**Aim of the task**
Copy all lines below exactly as written. Leave pictures out.

**Source excerpt**

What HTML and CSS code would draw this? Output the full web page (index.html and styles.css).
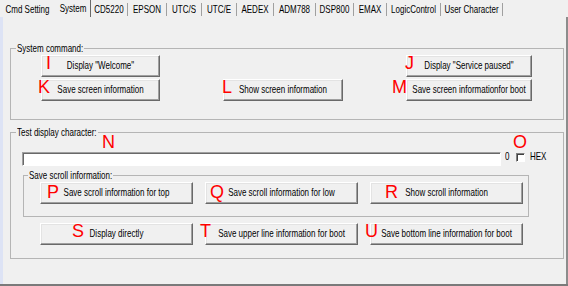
FILE: index.html
```html
<!DOCTYPE html>
<html lang="en">
<head>
<meta charset="utf-8">
<title>System</title>
<link rel="stylesheet" href="styles.css">
</head>
<body>
<div class="window">
  <div class="tabs">
    <div class="tab tab-first"><span class="txt">Cmd Setting</span></div>
    <div class="tab active"><span class="txt">System</span></div>
    <div class="tab"><span class="txt">CD5220</span></div>
    <div class="tab"><span class="txt">EPSON</span></div>
    <div class="tab"><span class="txt">UTC/S</span></div>
    <div class="tab"><span class="txt">UTC/E</span></div>
    <div class="tab"><span class="txt">AEDEX</span></div>
    <div class="tab"><span class="txt">ADM788</span></div>
    <div class="tab"><span class="txt">DSP800</span></div>
    <div class="tab"><span class="txt">EMAX</span></div>
    <div class="tab"><span class="txt">LogicControl</span></div>
    <div class="tab"><span class="txt">User Character</span></div>
  </div>

  <div class="page">
    <fieldset class="group group-cmd">
      <legend><span class="txt">System command:</span></legend>
      <div class="cmd-grid">
        <button class="btn"><span class="txt">Display &quot;Welcome&quot;</span></button>
        <button class="btn col-3"><span class="txt">Display &quot;Service paused&quot;</span></button>
        <button class="btn"><span class="txt">Save screen information</span></button>
        <button class="btn"><span class="txt">Show screen information</span></button>
        <button class="btn"><span class="txt">Save screen informationfor boot</span></button>
      </div>
    </fieldset>

    <fieldset class="group group-test">
      <legend><span class="txt">Test display character:</span></legend>
      <div class="text-row">
        <input class="text-in" type="text" value="">
        <span class="count"><span class="txt">0</span></span>
        <input class="check" type="checkbox">
        <span class="hex"><span class="txt">HEX</span></span>
      </div>

      <fieldset class="group group-scroll">
        <legend><span class="txt">Save scroll information:</span></legend>
        <div class="btn-row">
          <button class="btn"><span class="txt">Save scroll information for top</span></button>
          <button class="btn"><span class="txt">Save scroll information for low</span></button>
          <button class="btn"><span class="txt">Show scroll information</span></button>
        </div>
      </fieldset>

      <div class="btn-row btn-row-outer">
        <button class="btn"><span class="txt">Display directly</span></button>
        <button class="btn"><span class="txt">Save upper line information for boot</span></button>
        <button class="btn"><span class="txt">Save bottom line information for boot</span></button>
      </div>
    </fieldset>
  </div>

  <span class="mark m-i">I</span>
  <span class="mark m-j">J</span>
  <span class="mark m-k">K</span>
  <span class="mark m-l">L</span>
  <span class="mark m-m">M</span>
  <span class="mark m-n">N</span>
  <span class="mark m-o">O</span>
  <span class="mark m-p">P</span>
  <span class="mark m-q">Q</span>
  <span class="mark m-r">R</span>
  <span class="mark m-s">S</span>
  <span class="mark m-t">T</span>
  <span class="mark m-u">U</span>
</div>
</body>
</html>
```

FILE: styles.css
```css
html, body {
  margin: 0;
  padding: 0;
}

body {
  background: #f0f0f0;
  font-family: "Liberation Sans", Arial, sans-serif;
  font-size: 8px;
  color: #000;
}

.window {
  position: relative;
  width: 568px;
  height: 286px;
  box-sizing: border-box;
  border-bottom: 2px solid #7a7a7a;
  display: flex;
  flex-direction: column;
  overflow: hidden;
}

/* text is tall and narrow like the classic dialog font */
.txt {
  display: inline-block;
  transform: scaleY(1.3);
  white-space: nowrap;
}

/* ---------- tab strip ---------- */
.tabs {
  flex: none;
  height: 17px;
  display: grid;
  grid-template-columns: 56px 35px 37px 39px 35px 35px 37px 42px 38px 33px 54px 62px;
  align-items: start;
}

.tab {
  margin-top: 3px;
  height: 13px;
  line-height: 13px;
  text-align: center;
  border-right: 1px solid #a0a0a0;
  white-space: nowrap;
}

.tab-first {
  border-right-color: transparent;
}

.tab.active {
  margin-top: 0;
  height: 17px;
  box-sizing: border-box;
  padding-top: 2px;
  border-right-color: #696969;
}

/* ---------- tab page ---------- */
.page {
  flex: 1;
  border-left: 3px solid #dde3f5;
  border-right: 2px solid #8c8c8c;
  padding: 26px 2px 0 7px;
  display: flex;
  flex-direction: column;
}

.group {
  margin: 0;
  min-width: 0;
  border: 1px solid #b5b5b5;
  padding: 0 2px 0 5px;
}

.group legend {
  padding: 0 1px;
  line-height: 11px;
  height: 11px;
}

.group-cmd {
  padding-top: 1px;
  padding-bottom: 18px;
}

.group-test {
  margin-top: 7px;
  padding-top: 14px;
  padding-bottom: 13px;
}

.group-scroll {
  width: 506px;
  box-sizing: border-box;
  margin-top: 4px;
  margin-left: 7px;
  padding: 1px 0 12px 4px;
}

/* ---------- buttons ---------- */
.btn {
  display: flex;
  align-items: center;
  justify-content: center;
  height: 22px;
  box-sizing: border-box;
  margin: 0;
  padding: 0;
  font: inherit;
  line-height: 10px;
  color: #000;
  background: #f0f0f0;
  border: 1px solid;
  border-color: #ffffff #696969 #696969 #ffffff;
  box-shadow: inset -1px -1px 0 #a0a0a0, inset 1px 1px 0 #e3e3e3;
  overflow: visible;
  white-space: nowrap;
}

.cmd-grid {
  display: grid;
  grid-template-columns: 119px 120px 126px;
  column-gap: 63px;
  row-gap: 2px;
  margin-left: 25px;
}

.col-3 {
  grid-column: 3;
}

.btn-row {
  display: grid;
  grid-template-columns: repeat(3, 153px);
  column-gap: 12px;
  margin-left: 12px;
}

.btn-row-outer {
  margin-top: 6px;
  margin-left: 24px;
}

/* ---------- text row ---------- */
.text-row {
  display: flex;
  align-items: flex-start;
  margin-left: 6px;
  height: 14px;
}

.text-in {
  appearance: none;
  margin: 0;
  padding: 0;
  width: 479px;
  height: 14px;
  box-sizing: border-box;
  background: #fff;
  border: 1px solid;
  border-color: #a0a0a0 #ffffff #ffffff #a0a0a0;
  box-shadow: inset 1px 1px 0 #696969;
  font: inherit;
}

.count {
  width: 5px;
  margin-left: 4px;
  line-height: 10px;
}

.check {
  appearance: none;
  margin: 1px 0 0 6px;
  width: 9px;
  height: 9px;
  box-sizing: border-box;
  background: #fff;
  border: 1px solid;
  border-color: #808080 #ffffff #ffffff #808080;
  box-shadow: inset 1px 1px 0 #404040;
}

.hex {
  margin-left: 5px;
  line-height: 10px;
}

/* ---------- red annotation letters ---------- */
.mark {
  position: absolute;
  color: #ff0000;
  font-family: "Liberation Sans", Arial, sans-serif;
  font-size: 18px;
  line-height: 18px;
}

.m-i { left: 46px;  top: 54px; }
.m-j { left: 405px; top: 54px; }
.m-k { left: 38px;  top: 78px; }
.m-l { left: 222px; top: 78px; }
.m-m { left: 392px; top: 78px; }
.m-n { left: 102px; top: 133px; }
.m-o { left: 513px; top: 133px; }
.m-p { left: 47px;  top: 183px; }
.m-q { left: 210px; top: 183px; }
.m-r { left: 385px; top: 183px; }
.m-s { left: 72px;  top: 222px; }
.m-t { left: 200px; top: 222px; }
.m-u { left: 365px; top: 222px; }
```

**Solution to the exercise**
What HTML and CSS code would draw this? Output the full web page (index.html and styles.css).
FILE: index.html
```html
<!DOCTYPE html>
<html lang="en">
<head>
<meta charset="utf-8">
<title>System</title>
<link rel="stylesheet" href="styles.css">
</head>
<body>
<div class="window">
  <div class="tabs">
    <div class="tab tab-first"><span class="txt">Cmd Setting</span></div>
    <div class="tab active"><span class="txt">System</span></div>
    <div class="tab"><span class="txt">CD5220</span></div>
    <div class="tab"><span class="txt">EPSON</span></div>
    <div class="tab"><span class="txt">UTC/S</span></div>
    <div class="tab"><span class="txt">UTC/E</span></div>
    <div class="tab"><span class="txt">AEDEX</span></div>
    <div class="tab"><span class="txt">ADM788</span></div>
    <div class="tab"><span class="txt">DSP800</span></div>
    <div class="tab"><span class="txt">EMAX</span></div>
    <div class="tab"><span class="txt">LogicControl</span></div>
    <div class="tab"><span class="txt">User Character</span></div>
  </div>

  <div class="page">
    <fieldset class="group group-cmd">
      <legend><span class="txt">System command:</span></legend>
      <div class="cmd-grid">
        <button class="btn"><span class="txt">Display &quot;Welcome&quot;</span></button>
        <button class="btn col-3"><span class="txt">Display &quot;Service paused&quot;</span></button>
        <button class="btn"><span class="txt">Save screen information</span></button>
        <button class="btn"><span class="txt">Show screen information</span></button>
        <button class="btn"><span class="txt">Save screen informationfor boot</span></button>
      </div>
    </fieldset>

    <fieldset class="group group-test">
      <legend><span class="txt">Test display character:</span></legend>
      <div class="text-row">
        <input class="text-in" type="text" value="">
        <span class="count"><span class="txt">0</span></span>
        <input class="check" type="checkbox">
        <span class="hex"><span class="txt">HEX</span></span>
      </div>

      <fieldset class="group group-scroll">
        <legend><span class="txt">Save scroll information:</span></legend>
        <div class="btn-row">
          <button class="btn"><span class="txt">Save scroll information for top</span></button>
          <button class="btn"><span class="txt">Save scroll information for low</span></button>
          <button class="btn"><span class="txt">Show scroll information</span></button>
        </div>
      </fieldset>

      <div class="btn-row btn-row-outer">
        <button class="btn"><span class="txt">Display directly</span></button>
        <button class="btn"><span class="txt">Save upper line information for boot</span></button>
        <button class="btn"><span class="txt">Save bottom line information for boot</span></button>
      </div>
    </fieldset>
  </div>

  <span class="mark m-i">I</span>
  <span class="mark m-j">J</span>
  <span class="mark m-k">K</span>
  <span class="mark m-l">L</span>
  <span class="mark m-m">M</span>
  <span class="mark m-n">N</span>
  <span class="mark m-o">O</span>
  <span class="mark m-p">P</span>
  <span class="mark m-q">Q</span>
  <span class="mark m-r">R</span>
  <span class="mark m-s">S</span>
  <span class="mark m-t">T</span>
  <span class="mark m-u">U</span>
</div>
</body>
</html>
```

FILE: styles.css
```css
html, body {
  margin: 0;
  padding: 0;
}

body {
  background: #f0f0f0;
  font-family: "Liberation Sans", Arial, sans-serif;
  font-size: 8px;
  color: #000;
}

.window {
  position: relative;
  width: 568px;
  height: 286px;
  box-sizing: border-box;
  border-bottom: 2px solid #7a7a7a;
  display: flex;
  flex-direction: column;
  overflow: hidden;
}

/* text is tall and narrow like the classic dialog font */
.txt {
  display: inline-block;
  transform: scaleY(1.3);
  white-space: nowrap;
}

/* ---------- tab strip ---------- */
.tabs {
  flex: none;
  height: 17px;
  display: grid;
  grid-template-columns: 56px 35px 37px 39px 35px 35px 37px 42px 38px 33px 54px 62px;
  align-items: start;
}

.tab {
  margin-top: 3px;
  height: 13px;
  line-height: 13px;
  text-align: center;
  border-right: 1px solid #a0a0a0;
  white-space: nowrap;
}

.tab-first {
  border-right-color: transparent;
}

.tab.active {
  margin-top: 0;
  height: 17px;
  box-sizing: border-box;
  padding-top: 2px;
  border-right-color: #696969;
}

/* ---------- tab page ---------- */
.page {
  flex: 1;
  border-left: 3px solid #dde3f5;
  border-right: 2px solid #8c8c8c;
  padding: 26px 2px 0 7px;
  display: flex;
  flex-direction: column;
}

.group {
  margin: 0;
  min-width: 0;
  border: 1px solid #b5b5b5;
  padding: 0 2px 0 5px;
}

.group legend {
  padding: 0 1px;
  line-height: 11px;
  height: 11px;
}

.group-cmd {
  padding-top: 1px;
  padding-bottom: 18px;
}

.group-test {
  margin-top: 7px;
  padding-top: 14px;
  padding-bottom: 13px;
}

.group-scroll {
  width: 506px;
  box-sizing: border-box;
  margin-top: 4px;
  margin-left: 7px;
  padding: 1px 0 12px 4px;
}

/* ---------- buttons ---------- */
.btn {
  display: flex;
  align-items: center;
  justify-content: center;
  height: 22px;
  box-sizing: border-box;
  margin: 0;
  padding: 0;
  font: inherit;
  line-height: 10px;
  color: #000;
  background: #f0f0f0;
  border: 1px solid;
  border-color: #ffffff #696969 #696969 #ffffff;
  box-shadow: inset -1px -1px 0 #a0a0a0, inset 1px 1px 0 #e3e3e3;
  overflow: visible;
  white-space: nowrap;
}

.cmd-grid {
  display: grid;
  grid-template-columns: 119px 120px 126px;
  column-gap: 63px;
  row-gap: 2px;
  margin-left: 25px;
}

.col-3 {
  grid-column: 3;
}

.btn-row {
  display: grid;
  grid-template-columns: repeat(3, 153px);
  column-gap: 12px;
  margin-left: 12px;
}

.btn-row-outer {
  margin-top: 6px;
  margin-left: 24px;
}

/* ---------- text row ---------- */
.text-row {
  display: flex;
  align-items: flex-start;
  margin-left: 6px;
  height: 14px;
}

.text-in {
  appearance: none;
  margin: 0;
  padding: 0;
  width: 479px;
  height: 14px;
  box-sizing: border-box;
  background: #fff;
  border: 1px solid;
  border-color: #a0a0a0 #ffffff #ffffff #a0a0a0;
  box-shadow: inset 1px 1px 0 #696969;
  font: inherit;
}

.count {
  width: 5px;
  margin-left: 4px;
  line-height: 10px;
}

.check {
  appearance: none;
  margin: 1px 0 0 6px;
  width: 9px;
  height: 9px;
  box-sizing: border-box;
  background: #fff;
  border: 1px solid;
  border-color: #808080 #ffffff #ffffff #808080;
  box-shadow: inset 1px 1px 0 #404040;
}

.hex {
  margin-left: 5px;
  line-height: 10px;
}

/* ---------- red annotation letters ---------- */
.mark {
  position: absolute;
  color: #ff0000;
  font-family: "Liberation Sans", Arial, sans-serif;
  font-size: 18px;
  line-height: 18px;
}

.m-i { left: 46px;  top: 54px; }
.m-j { left: 405px; top: 54px; }
.m-k { left: 38px;  top: 78px; }
.m-l { left: 222px; top: 78px; }
.m-m { left: 392px; top: 78px; }
.m-n { left: 102px; top: 133px; }
.m-o { left: 513px; top: 133px; }
.m-p { left: 47px;  top: 183px; }
.m-q { left: 210px; top: 183px; }
.m-r { left: 385px; top: 183px; }
.m-s { left: 72px;  top: 222px; }
.m-t { left: 200px; top: 222px; }
.m-u { left: 365px; top: 222px; }
```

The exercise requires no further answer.